I can't read the BA list,  but Law having Emmanuel Rodriguez at 28 means he's sound asleep, imo.  That kid is on another level. 

Posted (edited)

I don't care how short and fat he is. There are other guys they put above Mo who will probably suck in the field and be mostly bat-only guys. The dude is the 2nd youngest player in the league, has the 4th lowest K rate and 3rd highest BBK, 11th in ISO and 7th in wRC+. 

Honestly I don't even care to see scouting scores anymore. I don't think there's a single scout out there who put a 75 grade on Morel's bat speed, for example. I don't think these guys' visual evaluations are all that meaningful after Statcast's inception and continued innovations. Give me metrics or give me death.

Edited by We Got The Whole 9
Posted
19 minutes ago, We Got The Whole 9 said:

I don't care how short and fat he is. There are other guys they put above Mo who will probably suck in the field and be mostly bat-only guys. The dude is the 2nd youngest player in the league, has the 4th lowest K rate and 3rd highest BBK, 11th in ISO and 7th in wRC+. 

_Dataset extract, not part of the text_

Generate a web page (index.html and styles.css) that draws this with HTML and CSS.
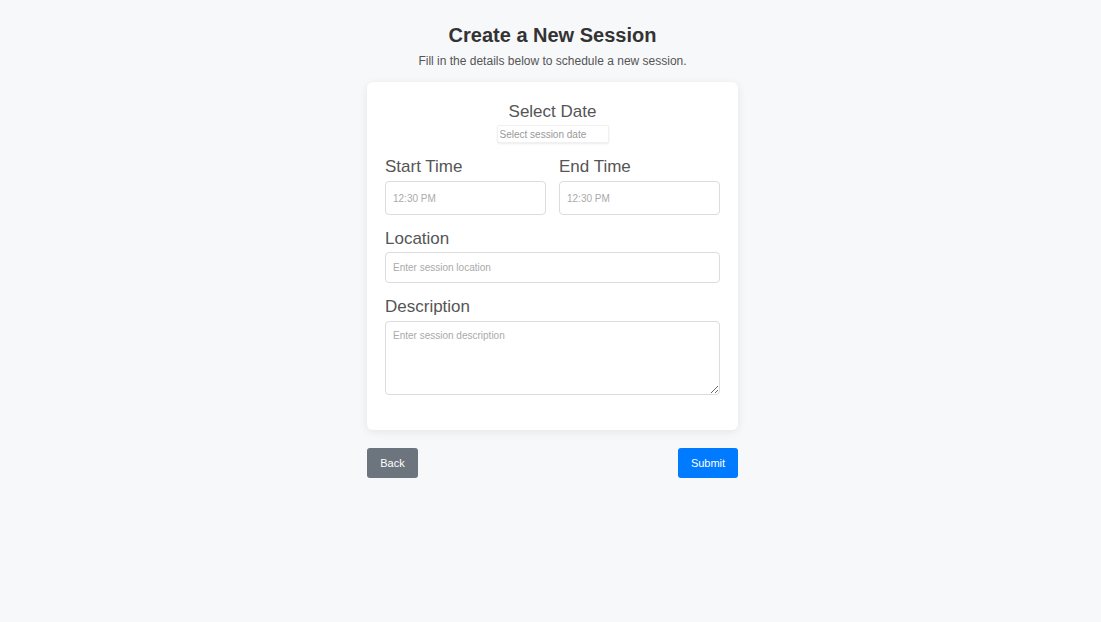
FILE: index.html
```html
<!DOCTYPE html>
<html>
<head>
<meta charset="utf-8">
<link rel="stylesheet" href="styles.css">
</head>
<body>
<main class="page">
  <h1 class="title">Create a New Session</h1>
  <p class="subtitle">Fill in the details below to schedule a new session.</p>
  <form class="card">
    <div class="date-group">
      <label class="label">Select Date</label>
      <input class="date-input" type="text" placeholder="Select session date">
    </div>
    <div class="row">
      <div class="field field-time">
        <label class="label">Start Time</label>
        <input class="input time" type="text" placeholder="12:30 PM">
      </div>
      <div class="field field-time">
        <label class="label">End Time</label>
        <input class="input time" type="text" placeholder="12:30 PM">
      </div>
    </div>
    <div class="field">
      <label class="label">Location</label>
      <input class="input" type="text" placeholder="Enter session location">
    </div>
    <div class="field field-desc">
      <label class="label">Description</label>
      <textarea class="input textarea" placeholder="Enter session description"></textarea>
    </div>
  </form>
  <div class="actions">
    <button class="btn btn-back" type="button">Back</button>
    <button class="btn btn-submit" type="button">Submit</button>
  </div>
</main>
</body>
</html>
```

FILE: styles.css
```css
* { box-sizing: border-box; }
html, body { margin: 0; padding: 0; }
body {
  background: #f7f8fa;
  font-family: "Liberation Sans", Arial, sans-serif;
  color: #555;
  min-height: 622px;
  padding-left: 4px;
}
.page {
  width: 371px;
  margin: 0 auto;
  padding-top: 23px;
}
.title {
  margin: 0;
  font-size: 20px;
  line-height: 24px;
  font-weight: 700;
  color: #333;
  text-align: center;
}
.subtitle {
  margin: 6px 0 0;
  font-size: 12px;
  line-height: 16px;
  color: #555;
  text-align: center;
}
.card {
  margin-top: 13px;
  background: #fff;
  border-radius: 6px;
  box-shadow: 0 2px 10px rgba(0,0,0,0.08);
  padding: 18px 18px 35px;
  display: flex;
  flex-direction: column;
  gap: 12px;
}
.date-group {
  display: flex;
  flex-direction: column;
  align-items: center;
  gap: 5px;
}
.label {
  font-size: 17px;
  line-height: 17px;
  padding-top: 3px;
  color: #555;
}
.date-input {
  width: 112px;
  height: 18px;
  border: 1px solid #f0f0f0;
  border-radius: 2px;
  box-shadow: 0 1px 2px rgba(0,0,0,0.08);
  padding: 0 2px;
  font-family: "Liberation Sans", Arial, sans-serif;
  font-size: 10px;
  color: #555;
  outline: none;
}
.date-input::placeholder { color: #999; }
.row {
  display: grid;
  grid-template-columns: 1fr 1fr;
  gap: 13px;
}
.field {
  display: flex;
  flex-direction: column;
  gap: 5px;
}
.field-time, .field-desc { gap: 6px; }
.input {
  width: 100%;
  height: 31px;
  border: 1px solid #dcdcdc;
  border-radius: 4px;
  padding: 0 7px;
  font-family: "Liberation Sans", Arial, sans-serif;
  font-size: 10px;
  color: #555;
  background: #fff;
  outline: none;
}
.input.time { height: 34px; }
.input::placeholder { color: #aaa; }
.textarea {
  height: 74px;
  padding: 8px 7px;
  resize: vertical;
  display: block;
}
.actions {
  margin-top: 18px;
  display: flex;
  justify-content: space-between;
}
.btn {
  height: 30px;
  border: none;
  border-radius: 3px;
  color: #fff;
  font-family: "Liberation Sans", Arial, sans-serif;
  font-size: 11px;
  padding: 0;
  cursor: pointer;
}
.btn-back { background: #6c757d; width: 51px; }
.btn-submit { background: #007bff; width: 60px; }
```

Honestly I don't even care to see scouting scores anymore. I don't think there's a single scout out there who put a 75 grade on Morel's bat speed, for example. I don't think these guys' visual evaluations are all that meaningful after Statcast's inception and continued innovations. Give me metrics or give me death.

Speaking of, it baffles me that FG still has his current hit tool as a 25 with future projections of 50. He's in AA with a 13.4K%, in what world is a 25 hit tool?

Posted
3 minutes ago, Tryptamine said:

Speaking of, it baffles me that FG still has his current hit tool as a 25 with future projections of 50. He's in AA with a 13.4K%, in what world is a 25 hit tool?

They don't update those grades on a rolling basis, it's not including anything from this year.  I'm sure it will be higher upon the next update now that he's demonstrated that potential ceiling at AA.

Posted
9 minutes ago, Transmogrified Tiger said:

They don't update those grades on a rolling basis, it's not including anything from this year.  I'm sure it will be higher upon the next update now that he's demonstrated that potential ceiling at AA.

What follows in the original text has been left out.